AWRYTE | Weekly Post | ~1,175 words “You’re too smart for that.” I used to think it was a compliment. Until I realized it was just another way to say: Figure it out yourself. You don’t get to need help. Your brain should be able to save you. It didn’t.

I was a smart kid. That wasn’t up for debate. I knew words early. I aced spelling tests. I memorized scripts in record time and got straight As without even trying. And adults loved that. I became the one who helped other kids with their homework. The one who corrected the teacher’s typos. The one who was labeled “mature for her age.” They mistook my academic speed for emotional readiness. They mistook my ability to mimic for confidence. They mistook my need to understand everything for leadership. I mistook it too.

Being smart got me attention. But it also became the trap. I wasn’t allowed to melt down—because I was smart enough to “know better.” I wasn’t allowed to ask questions—because I should already “get it.” I wasn’t allowed to struggle—because smart kids don’t struggle. So I stopped showing the parts that struggled. I masked confusion with certainty. Masked fear with control. Masked sensory overwhelm with hyper-productivity. I performed “fine.” And they clapped.

It’s not that I didn’t want help.

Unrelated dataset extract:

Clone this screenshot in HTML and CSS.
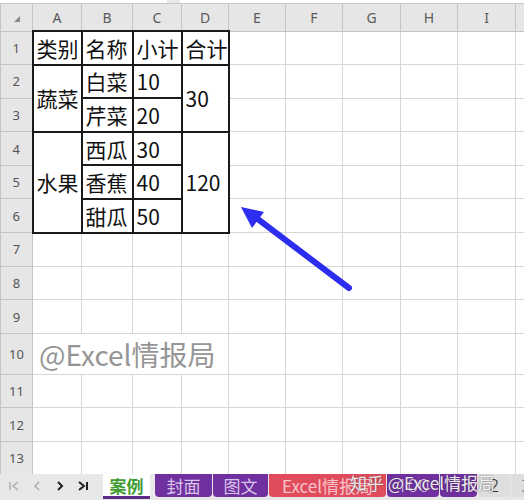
FILE: index.html
```html
<!DOCTYPE html>
<html lang="zh-CN">
<head>
    <meta charset="UTF-8" />
    <title>案例 - 工作表</title>
    <link rel="stylesheet" href="styles.css">
</head>
<body>

<div class="topbar">
    <div class="box name-box"></div>
    <div class="box formula-box"></div>
</div>

<div class="sheet">
    <table class="grid">
        <colgroup>
            <col class="c-head">
            <col class="c-a"><col class="c-b"><col class="c-c"><col class="c-d">
            <col class="c-e"><col class="c-f"><col class="c-g"><col class="c-h"><col class="c-i"><col class="c-j">
        </colgroup>
        <tr class="col-head">
            <th class="corner"><span class="corner-mark"></span></th>
            <th>A</th><th>B</th><th>C</th><th>D</th><th>E</th><th>F</th><th>G</th><th>H</th><th>I</th><th></th>
        </tr>
        <tr>
            <th>1</th>
            <td class="b">类别</td><td class="b">名称</td><td class="b">小计</td><td class="b">合计</td>
            <td></td><td></td><td></td><td></td><td></td><td></td>
        </tr>
        <tr>
            <th>2</th>
            <td class="b" rowspan="2">蔬菜</td><td class="b">白菜</td><td class="b">10</td><td class="b" rowspan="2">30</td>
            <td></td><td></td><td></td><td></td><td></td><td></td>
        </tr>
        <tr>
            <th>3</th>
            <td class="b">芹菜</td><td class="b">20</td>
            <td></td><td></td><td></td><td></td><td></td><td></td>
        </tr>
        <tr>
            <th>4</th>
            <td class="b" rowspan="3">水果</td><td class="b">西瓜</td><td class="b">30</td><td class="b" rowspan="3">120</td>
            <td></td><td></td><td></td><td></td><td></td><td></td>
        </tr>
        <tr>
            <th>5</th>
            <td class="b">香蕉</td><td class="b">40</td>
            <td></td><td></td><td></td><td></td><td></td><td></td>
        </tr>
        <tr>
            <th>6</th>
            <td class="b">甜瓜</td><td class="b">50</td>
            <td></td><td></td><td></td><td></td><td></td><td></td>
        </tr>
        <tr><th>7</th><td></td><td></td><td></td><td></td><td></td><td></td><td></td><td></td><td></td><td></td></tr>
        <tr><th>8</th><td></td><td></td><td></td><td></td><td></td><td></td><td></td><td></td><td></td><td></td></tr>
        <tr><th>9</th><td></td><td></td><td></td><td></td><td></td><td></td><td></td><td></td><td></td><td></td></tr>
        <tr>
            <th>10</th>
            <td class="brand" colspan="4">@Excel情报局</td>
            <td></td><td></td><td></td><td></td><td></td><td></td>
        </tr>
        <tr><th>11</th><td></td><td></td><td></td><td></td><td></td><td></td><td></td><td></td><td></td><td></td></tr>
        <tr><th>12</th><td></td><td></td><td></td><td></td><td></td><td></td><td></td><td></td><td></td><td></td></tr>
        <tr><th>13</th><td></td><td></td><td></td><td></td><td></td><td></td><td></td><td></td><td></td><td></td></tr>
        <tr><th></th><td></td><td></td><td></td><td></td><td></td><td></td><td></td><td></td><td></td><td></td></tr>
    </table>
</div>

<div class="tabbar">
    <div class="tab-nav">
        <svg class="nav-btn dim" viewBox="0 0 12 12"><path d="M2 2v8M10 2L5 6l5 4"/></svg>
        <svg class="nav-btn dim" viewBox="0 0 12 12"><path d="M8 2L4 6l4 4"/></svg>
        <svg class="nav-btn" viewBox="0 0 12 12"><path d="M4 2l4 4-4 4"/></svg>
        <svg class="nav-btn" viewBox="0 0 12 12"><path d="M2 2l5 4-5 4M10 2v8"/></svg>
    </div>
    <div class="tab active">案例</div>
    <div class="tab purple w-57">封面</div>
    <div class="tab purple w-55">图文</div>
    <div class="tab red">Excel情报局</div>
    <div class="tab purple num w-52">100</div>
    <div class="tab purple num w-37">1</div>
    <div class="tab plain num">2</div>
    <div class="tab plain num">3</div>
</div>

<!-- pointer drawn over the grid -->
<svg class="arrow" viewBox="0 0 524 500">
    <line x1="349" y1="288" x2="255" y2="217" />
    <polygon points="241,207 264,212 252,228" />
</svg>

<div class="stamp">知乎 @Excel情报局</div>

</body>
</html>
```

FILE: styles.css
```css
body {
  margin: 0;
  width: 524px;
  height: 500px;
  overflow: hidden;
  background-color: #e8e8e8;
  font-family: "Noto Sans", "Noto Sans CJK SC", sans-serif;
}

.topbar {
  display: flex;
  gap: 13px;
  height: 3px;
  border-bottom: 1px solid #c8c8c8;
  background-color: #e8e8e8;
}

.box {
  background-color: white;
}

.name-box {
  width: 167px;
}

.formula-box {
  flex: 1;
}

.sheet {
  height: 470px;
  overflow: hidden;
  background-color: white;
}

.grid {
  border-collapse: collapse;
  table-layout: fixed;
  width: 563px;
}

.c-head { width: 32px; }
.c-a { width: 49px; }
.c-b { width: 51px; }
.c-c { width: 49px; }
.c-d { width: 47px; }
.c-e { width: 57px; }
.c-f { width: 57px; }
.c-g { width: 58px; }
.c-h { width: 57px; }
.c-i { width: 58px; }
.c-j { width: 48px; }

.grid tr {
  height: 33.6px;
}

.grid tr.col-head {
  height: 27px;
}

.grid th {
  background-color: #e6e6e6;
  color: #555;
  font-size: 13px;
  font-weight: normal;
  border: 1px solid #c4c4c4;
  padding: 0;
}

.col-head th {
  font-size: 14px;
  color: #5a5a5a;
  border-top: none;
}

.corner {
  position: relative;
}

.corner-mark {
  position: absolute;
  left: 13px;
  top: 12px;
  border-left: 6px solid transparent;
  border-bottom: 6px solid #888;
}

.grid td {
  border: 1px solid #d6d6d6;
  padding: 0 0 0 3px;
  font-family: "Noto Sans CJK SC", sans-serif;
  font-size: 21px;
  color: #111;
  white-space: nowrap;
  overflow: hidden;
}

.grid td.b {
  border: 2px solid #1a1a1a;
}

.grid td.brand {
  font-size: 28px;
  color: #959595;
  padding-left: 6px;
  overflow: visible;
}

.tabbar {
  display: flex;
  align-items: flex-start;
  height: 26px;
  background-color: #e8e8e8;
  font-family: "Noto Sans CJK SC", sans-serif;
}

.tab-nav {
  display: flex;
  flex-shrink: 0;
  gap: 11px;
  align-items: center;
  width: 95px;
  height: 24px;
  padding-left: 8px;
}

.nav-btn {
  width: 12px;
  height: 12px;
  fill: none;
  stroke: #222;
  stroke-width: 2;
}

.nav-btn.dim {
  stroke: #aaa;
  stroke-width: 1.4;
}

.tab {
  flex-shrink: 0;
  height: 23px;
  line-height: 23px;
  text-align: center;
  font-size: 17px;
  white-space: nowrap;
  border-radius: 0 0 4px 4px;
  margin-right: 1px;
}

.tab.num {
  font-family: "Noto Sans", sans-serif;
  font-size: 19px;
  line-height: 22px;
  font-weight: 300;
}

.tab.active {
  width: 47px;
  height: 22px;
  background-color: white;
  color: #3f9c33;
  font-weight: bold;
  border-bottom: 3px solid #5c2a86;
  border-radius: 0;
  margin-right: 5px;
}

.tab.purple {
  background-color: #7030a0;
  color: #d8c4ea;
}

.w-57 { width: 57px; }
.w-55 { width: 55px; }
.w-52 { width: 52px; }
.w-37 { width: 37px; }

.tab.red {
  width: 117px;
  background-color: #e14c5d;
  color: #f8c4cb;
}

.tab.plain {
  width: 32px;
  background-color: #dedede;
  color: #333;
}

.arrow {
  position: absolute;
  left: 0;
  top: 0;
  width: 524px;
  height: 500px;
  pointer-events: none;
}

.arrow line {
  stroke: #2d2df0;
  stroke-width: 6;
  stroke-linecap: round;
}

.arrow polygon {
  fill: #2d2df0;
}

.stamp {
  position: absolute;
  left: 350px;
  top: 470px;
  font-family: "Noto Sans CJK SC", sans-serif;
  font-size: 17px;
  color: rgba(255, 255, 255, 0.9);
  text-shadow: 0 0 2px rgba(60, 60, 60, 0.8);
  white-space: nowrap;
}
```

It’s that by the time I asked, I’d already convinced everyone—including myself—that I didn’t need it. So when I started to break, no one believed it. Not even me.

“You’re too smart for that” is what they said when I: froze during group projects, cried after school assemblies, panicked when the plan changed suddenly, couldn’t remember what I just read because my brain was too loud. “You’re too smart for that” became another way to say: Your suffering doesn’t fit our expectations.

Here’s the truth: intelligence is not a shield. It doesn’t cancel out sensory processing issues. It doesn’t silence anxiety. It doesn’t rewrite trauma. But I was taught to treat it like armor. If I just knew more, maybe I could outsmart my own feelings. Maybe I could logic my way out of emotional pain. Maybe I could anticipate every possible problem and never need to be vulnerable. Spoiler: I couldn’t.

Eventually, I broke. Not dramatically. Not loudly. I broke the way smart girls do. Quietly. Efficiently. Internally. I smiled through it. I stayed productive. I joked. I kept being “the strong one” while my insides imploded. Because if I broke in a way people could see, I might lose the only thing I had going for me: being impressive.

The “gifted” label is supposed to feel like a head start. But it felt like a spotlight. And spotlights are hot. And you can’t move out of them without looking like a failure. So I stood there. Smart. Burning.

It took me years to admit that my brain wasn’t saving me—it was masking the truth. That I didn’t need to understand my feelings to feel them. That my logic wasn’t protecting me—it was numbing me. That intelligence without self-compassion is a trap.

People don’t realize that “you’re too smart for that” is just another way to withhold empathy. They don’t say it when they’re ready to support you. They say it when they’re trying to shut you down. As if suffering only belongs to the confused. As if knowing better should make you feel better. It doesn’t.

AWRYTE is where we tell the truth about what intelligence can’t fix. Where we name the pressure to perform understanding. Where we hold space for the gifted kids who never learned how to ask for help. Where we let smart girls cry. Where being clever isn’t used to discredit your need for care. Because being smart isn’t the flex we were sold. Not when it costs you your softness. Not when it makes you scared to say “I don’t know.”